Wow... that's disturbing man, and their not even my balls
Should I mail that cop his nightstick or just throw it away?
I feel the need to point out that one of the items on my to-do list for the day is "don't throw up" I have no concept of normal
Did you really just text me at 6:35 in the morning asking where the condoms were? I moved out a year ago.
Who the fuck was that guy he kept pulling his dick out walking up to people trying to hand it to people and saying go ahead open the door like it was a door knob
She's currently upstairs fucking her boyfriend while I am downstairs making them a sex playlist watching her boyfriend's Weiner dog and large Boxer try and mount each other. Marvin Gaye is playing. This is the ultimate third wheel fail.

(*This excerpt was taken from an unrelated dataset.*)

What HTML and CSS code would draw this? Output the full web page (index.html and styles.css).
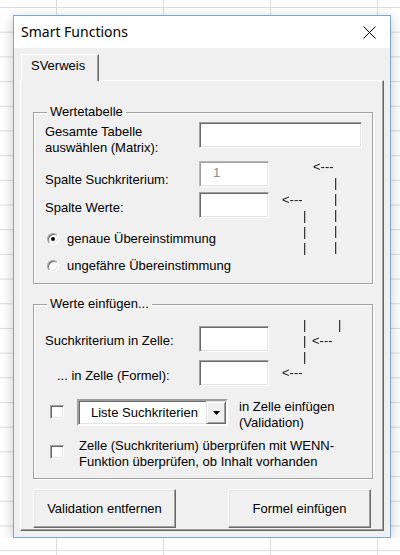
FILE: index.html
```html
<!DOCTYPE html>
<html lang="de">
<head>
<meta charset="utf-8">
<title>Smart Functions</title>
<link rel="stylesheet" href="styles.css">
</head>
<body>
<div class="dialog">
  <div class="titlebar">
    <span class="title">Smart Functions</span>
    <svg class="close" width="13" height="13" viewBox="0 0 13 13"><path d="M0.5 0.5 L12.5 12.5 M12.5 0.5 L0.5 12.5" stroke="#000" stroke-width="1" fill="none"/></svg>
  </div>
  <div class="client">
    <div class="tabs"><div class="tab">SVerweis</div></div>
    <div class="page">
      <div class="frame f1">
        <span class="caption">Wertetabelle</span>
        <div class="row r1"><span class="lbl">Gesamte Tabelle<br>auswählen (Matrix):</span><div class="tb wide"></div></div>
        <div class="row r2"><span class="lbl">Spalte Suchkriterium:</span><div class="tb dis">1</div></div>
        <div class="row r3"><span class="lbl">Spalte Werte:</span><div class="tb"></div></div>
        <div class="opt o1"><span class="radio on"></span>genaue Übereinstimmung</div>
        <div class="opt o2"><span class="radio"></span>ungefähre Übereinstimmung</div>
        <span class="ann a1">&lt;---</span>
        <span class="ann p1">|<br>|<br>|<br>|<br>|</span>
        <span class="ann a2">&lt;---</span>
        <span class="ann p2">|<br>|<br>|</span>
      </div>
      <div class="frame f2">
        <span class="caption">Werte einfügen...</span>
        <div class="row s1"><span class="lbl">Suchkriterium in Zelle:</span><div class="tb"></div></div>
        <div class="row s2"><span class="lbl ind">... in Zelle (Formel):</span><div class="tb"></div></div>
        <div class="row s3">
          <span class="chk"></span>
          <div class="combo"><span class="combo-text">Liste Suchkriterien</span><span class="combo-btn"><svg width="7" height="4" viewBox="0 0 7 4"><polygon points="0,0 7,0 3.5,4" fill="#000"/></svg></span></div>
          <span class="s3-text">in Zelle einfügen<br>(Validation)</span>
        </div>
        <div class="row s4">
          <span class="chk"></span>
          <span class="s4-text">Zelle (Suchkriterium) überprüfen mit WENN-<br>Funktion überprüfen, ob Inhalt vorhanden</span>
        </div>
        <span class="ann p3">|<br>|<br>|</span>
        <span class="ann a3">&lt;---</span>
        <span class="ann p4">|</span>
        <span class="ann a4">&lt;---</span>
      </div>
      <div class="buttons">
        <button class="btn">Validation entfernen</button>
        <button class="btn">Formel einfügen</button>
      </div>
    </div>
  </div>
</div>
</body>
</html>
```
FILE: styles.css
```css
html {
  background-color: #fff;
  background-image:
    linear-gradient(to right, #dcdcdc 1px, transparent 1px),
    linear-gradient(to bottom, #dcdcdc 1px, transparent 1px);
  background-size: 107px 100%, 100% 24.7px;
  background-position: 56px 0, 0 7px;
  height: 100%;
}
body {
  margin: 0;
  font-family: "Liberation Sans", Arial, sans-serif;
  font-size: 13px;
  color: #000;
}
.dialog {
  margin: 15px 0 0 13px;
  width: 378px;
  height: 523px;
  box-sizing: border-box;
  border: 1px solid #7ba7d7;
  box-shadow: 0 3px 12px rgba(0,0,0,0.22);
  display: flex;
  flex-direction: column;
  background: #f0f0f0;
}
.titlebar {
  height: 32px;
  background: #fff;
  display: flex;
  align-items: center;
  justify-content: space-between;
  padding: 0 14px 0 7px;
}
.title {
  font-family: "Noto Sans", "Open Sans", sans-serif;
  font-size: 14px;
  line-height: 20px;
}
.close { display: block; }
.client {
  flex: 1;
  display: flex;
  flex-direction: column;
  padding: 6px;
}
.tabs {
  height: 26px;
  display: flex;
}
.tab {
  position: relative;
  z-index: 1;
  margin-left: 1px;
  width: 78px;
  height: 27px;
  box-sizing: border-box;
  border-top: 1px solid #fff;
  border-left: 1px solid #fff;
  border-right: 1px solid #696969;
  box-shadow: inset -1px 0 0 #a0a0a0;
  background: #f0f0f0;
  padding-left: 9px;
  line-height: 22px;
}
.page {
  flex: 1;
  border: 1px solid;
  border-color: #fff #696969 #696969 #fff;
  box-shadow: inset -1px -1px 0 #a0a0a0;
  padding: 31px 0 0 12px;
}
.frame {
  position: relative;
  width: 340px;
  box-sizing: border-box;
  border: 1px solid #a0a0a0;
  box-shadow: 1px 1px 0 #fff, inset 1px 1px 0 #fff;
  padding-left: 11px;
}
.f1 { padding-top: 9px; padding-bottom: 9px; }
.f2 { margin-top: 20px; padding-top: 21px; padding-bottom: 8px; }
.caption {
  position: absolute;
  top: -9px;
  left: 13px;
  padding: 0 3px;
  background: #f0f0f0;
  line-height: 16px;
}
.row {
  display: flex;
  align-items: flex-start;
}
.lbl {
  width: 154px;
  box-sizing: border-box;
  line-height: 16px;
  flex: none;
}
.tb {
  width: 70px;
  height: 26px;
  box-sizing: border-box;
  border: 1px solid;
  border-color: #a0a0a0 #fff #fff #a0a0a0;
  box-shadow: inset 1px 1px 0 #696969, inset -1px -1px 0 #e3e3e3;
  background: #fff;
  flex: none;
}
.tb.wide { width: 163px; }
.tb.dis {
  border-color: #b9b9b9 #fff #fff #b9b9b9;
  box-shadow: inset 1px 1px 0 #a0a0a0, inset -1px -1px 0 #e3e3e3;
  color: #8c8c8c;
  padding-left: 13px;
  line-height: 22px;
}
.r1 .lbl { margin-top: 2px; }
.r2 { margin-top: 5px; }
.r2 .lbl { margin-top: 11px; }
.r3 { margin-top: 4px; }
.r3 .lbl { margin-top: 8px; }
.opt {
  display: flex;
  align-items: center;
  line-height: 16px;
}
.o1 { margin-top: 13px; }
.o2 { margin-top: 11px; }
.radio {
  position: relative;
  width: 12px;
  height: 12px;
  box-sizing: border-box;
  border-radius: 50%;
  border: 1px solid;
  border-color: #a0a0a0 #fff #fff #a0a0a0;
  box-shadow: inset 1px 1px 0 #696969, inset -1px -1px 0 #e3e3e3;
  background: #fff;
  margin: 0 8px 0 2px;
  flex: none;
}
.radio.on::after {
  content: "";
  position: absolute;
  left: 3px;
  top: 3px;
  width: 4px;
  height: 4px;
  border-radius: 50%;
  background: #000;
}
.ann {
  position: absolute;
  line-height: 16px;
  white-space: nowrap;
  color: #111;
  will-change: transform;
  transform: translateZ(0);
}
.a1 { left: 279px; top: 46px; }
.p1 { left: 300px; top: 62px; }
.a2 { left: 248px; top: 79px; }
.p2 { left: 269px; top: 95px; }
.p3 { left: 269px; top: 12px; }
.a3 { left: 278px; top: 28px; }
.p4 { left: 304px; top: 12px; }
.a4 { left: 248px; top: 60px; }
.s1 .lbl { margin-top: 7px; }
.s2 { margin-top: 8px; }
.s2 .lbl { margin-top: 8px; padding-left: 12px; }
.s3 { margin-top: 13px; }
.s4 { margin-top: 7px; }
.chk {
  width: 14px;
  height: 14px;
  box-sizing: border-box;
  border: 1px solid;
  border-color: #a0a0a0 #fff #fff #a0a0a0;
  box-shadow: inset 1px 1px 0 #696969, inset -1px -1px 0 #e3e3e3;
  background: #fff;
  margin-left: 5px;
  flex: none;
}
.s3 .chk { margin-top: 6px; }
.s4 .chk { margin-top: 7px; }
.combo {
  margin-left: 13px;
  width: 151px;
  height: 27px;
  box-sizing: border-box;
  border: 2px solid;
  border-color: #a0a0a0 #fff #fff #a0a0a0;
  box-shadow: inset 1px 1px 0 #696969, inset -1px -1px 0 #e3e3e3;
  background: #fff;
  display: flex;
  flex: none;
}
.combo-text {
  flex: 1;
  padding-left: 12px;
  line-height: 23px;
}
.combo-btn {
  width: 20px;
  height: 23px;
  box-sizing: border-box;
  border: 1px solid;
  border-color: #e3e3e3 #696969 #696969 #e3e3e3;
  box-shadow: inset 1px 1px 0 #fff, inset -1px -1px 0 #a0a0a0;
  background: #f0f0f0;
  display: flex;
  align-items: center;
  justify-content: center;
}
.combo-btn svg { display: block; }
.s3-text {
  margin-left: 11px;
  line-height: 16px;
}
.s4-text {
  margin-left: 15px;
  line-height: 16px;
}
.buttons {
  margin-top: 10px;
  display: flex;
  gap: 52px;
}
.btn {
  width: 143px;
  height: 39px;
  box-sizing: border-box;
  border: 1px solid;
  border-color: #fff #696969 #696969 #fff;
  box-shadow: inset -1px -1px 0 #a0a0a0, inset 1px 1px 0 #e3e3e3;
  background: #f0f0f0;
  font-family: "Liberation Sans", Arial, sans-serif;
  font-size: 13px;
  color: #000;
  padding: 0;
}
```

Why are there hooting douchebags outside my building? Did a sport happen again?
I was woken up in my old house by the new residents ... I don't even have a Key anymore
Going through Bojangles drive thru chanting "KFC" hammered at 8:00 was the highlight.
my head feels like a yellow yolk spinning in a circle at the bottom of the bowl.. i may have a concussion, love auto correct
You should help rebuild my confidence with your dick. Altruism: Pass it on.
So he cheated on his gf again. For the third time. Second time with me. HE CRIED WHILE DRIVING ME HOME BECAUSE HE CHEATED ON HER. And I laughed the entire way. Good god I'm an asshole.
i had to flash a cab last night.
did it work?
No. he slowed down but then kept going. story of my life.
I had to cum in my sink.
Judging from the sharpie on my face, glitter on my chest and women's tiger print panties i'm wearing last night was a thing.